A mon sens, il persiste une imprécision du langage : on parle indifféremment de douleur et de souffrance (« la souffrance est à l’esprit ce que la douleur est au corps ») Ambiguïté de la situation : la douleur est connue comme une manifestation classique des difficultés psychologiques « douleur morale – poids, constriction - et dépression » ; la douleur est ressentie dans le cerveau, dans l’organe de la pensée et du sentiment.
- « sois sage ô ma douleur et tiens toi plus tranquille » Baudelaire

Pour la prévention des risques, et notamment en psycho du travail, la pensée du philosophe Paul Ricœur est éclairant.

Dans sa démarche de compréhension de l’homme, Paul Ricœur, dans un article intitulé « La Souffrance n’est pas la douleur » (voir) écrit :
- « On s’accordera donc pour réserver le terme douleur à des affects ressentis comme localisés dans des organes particuliers du corps ou dans le corps entier, et le terme souffrance à des affects ouverts sur la réflexivité, le langage, le rapport à soi, le rapport à autrui, le rapport au sens, au questionnement – toutes choses que nous allons considérer un peu plus loin. Mais la douleur pure, purement physique, reste un cas limite, comme l’est peut-être la souffrance supposée purement psychique, laquelle va rarement sans quelque degré de somatisation. Ce chevauchement explique les hésitations du langage ordinaire : nous parlons de douleur à l’occasion de la perte d’un ami, mais nous déclarons souffrir d’un mal de dents.
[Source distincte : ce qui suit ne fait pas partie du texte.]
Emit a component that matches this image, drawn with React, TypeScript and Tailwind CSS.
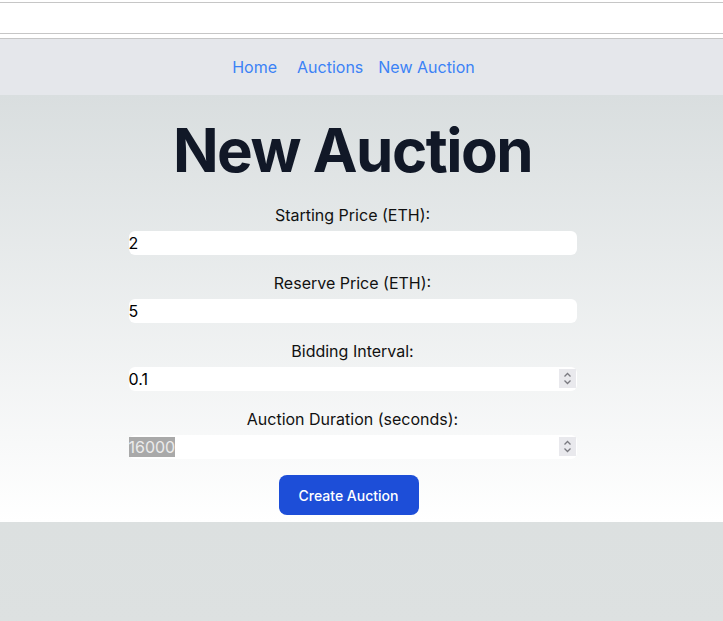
import React from 'react';

const fields = [
  { label: 'Starting Price (ETH):', value: '2' },
  { label: 'Reserve Price (ETH):', value: '5' },
  { label: 'Bidding Interval:', value: '0.1', spin: true },
  { label: 'Auction Duration (seconds):', value: '16000', spin: true, selected: true },
];

function Spinner() {
  return (
    <div className="absolute right-[1px] top-[2px] w-[17px] h-[19px] bg-[#e9e9ed] flex items-center justify-center">
      <svg width="11" height="15" viewBox="0 0 11 15" fill="none" stroke="#7a7a80" strokeWidth="1.3">
        <path d="M2.5 5.5 L5.5 2.5 L8.5 5.5" />
        <path d="M2.5 9.5 L5.5 12.5 L8.5 9.5" />
      </svg>
    </div>
  );
}

export default function App() {
  return (
    <div className="min-h-screen font-['Inter',sans-serif] bg-gradient-to-b from-[#d6dbdb] to-[#dde1e1]">
      {/* top strip */}
      <div className="bg-white h-[38px] pt-[2px]">
        <div className="h-px bg-[#c6c6c6]" />
        <div className="h-[30px]" />
        <div className="h-px bg-[#c6c6c6]" />
      </div>

      <nav className="h-[57px] bg-[#e5e7eb] border-t border-[#c6c6c6] flex items-center justify-center pr-4">
        <a className="text-[#3b82f6] text-base">Home</a>
        <a className="text-[#3b82f6] text-base ml-[20px]">Auctions</a>
        <a className="text-[#3b82f6] text-base ml-[15px]">New Auction</a>
      </nav>

      <main className="bg-gradient-to-b from-[#d9dedf] to-white pt-[25px] pb-[7px] pr-[18px] flex flex-col items-center">
        <h1 className="text-6xl leading-none font-bold tracking-tight text-[#111827] mb-[23px]">New Auction</h1>
        <form className="w-[448px] flex flex-col">
          {fields.map((f) => (
            <div key={f.label} className="mb-4">
              <label className="block text-center text-base leading-6 text-[#111]">{f.label}</label>
              <div className="relative mt-1 h-6 bg-white rounded-md text-base leading-6 text-black">
                {f.selected ? (
                  <span className="bg-[#a9a9a9] text-[#ececec]">{f.value}</span>
                ) : (
                  <span>{f.value}</span>
                )}
                {f.spin && <Spinner />}
              </div>
            </div>
          ))}
          <div className="flex justify-center pr-2">
            <button
              type="button"
              className="bg-[#1d4ed8] text-white text-sm font-medium w-[140px] h-10 pt-0.5 rounded-lg"
            >
              Create Auction
            </button>
          </div>
        </form>
      </main>
    </div>
  );
}
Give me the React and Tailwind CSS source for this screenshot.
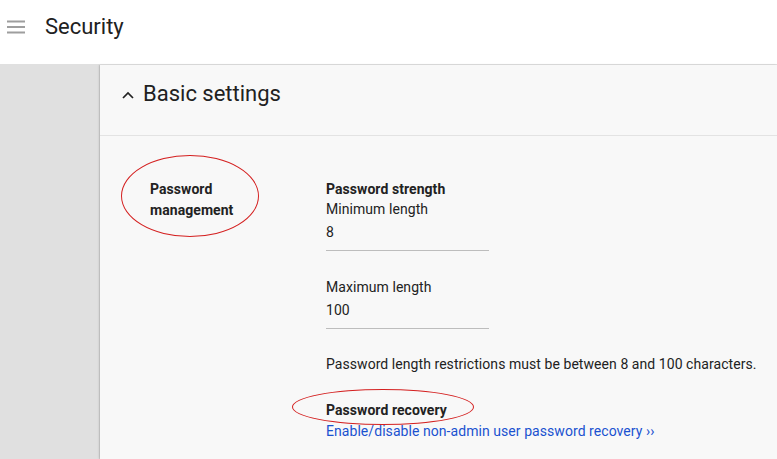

C’est donc comme idéal-type que nous distinguons la douleur et la souffrance sur la base des deux sémiologies que l’on vient d’énoncer. »

Une représentation des phénomènes du souffrir est proposée par Ricœur comme la rencontre de deux axes qui s’avèreront être orthogonaux : l’axe agir-pâtir et l’axe du rapport soi-autrui. Il envisage donc un premier axe allant de l’agir au pâtir sur lequel la souffrance « consiste dans la diminution de la puissance d’agir », ainsi « seuls des agissants peuvent être aussi des souffrants ». L’axe agir-pâtir est coupé par un second axe allant de soi à autrui, sur lequel la souffrance peut être vécue replié sur soi ou peut tendre à se raconter en une histoire acceptable. Ces deux axes sont traversés par la demande du sens de la souffrance, allant de l’interrogation à la stupeur muette.

Le sens premier du mot souffrir, endurer, semble constituer pour Ricœur un signe distinctif des deux notions : « endurer, c’est-à-dire persévérer dans le désir d’être et l’effort pour exister en dépit de… C’est ce “en dépit de…” qui dessine la dernière frontière entre la douleur et la souffrance, lors même qu’elles habitent le même corps. »

Les entrelacs de l’usage des mots souffrance, douleur, stress, par les hommes et les femmes qui disent leur vécu subjectif au travail, témoignent de l’engagement de soi dans le travail et des empreintes que la confrontation aux épreuves du réel de l’activité inscrit dans le corps et dans le psychisme.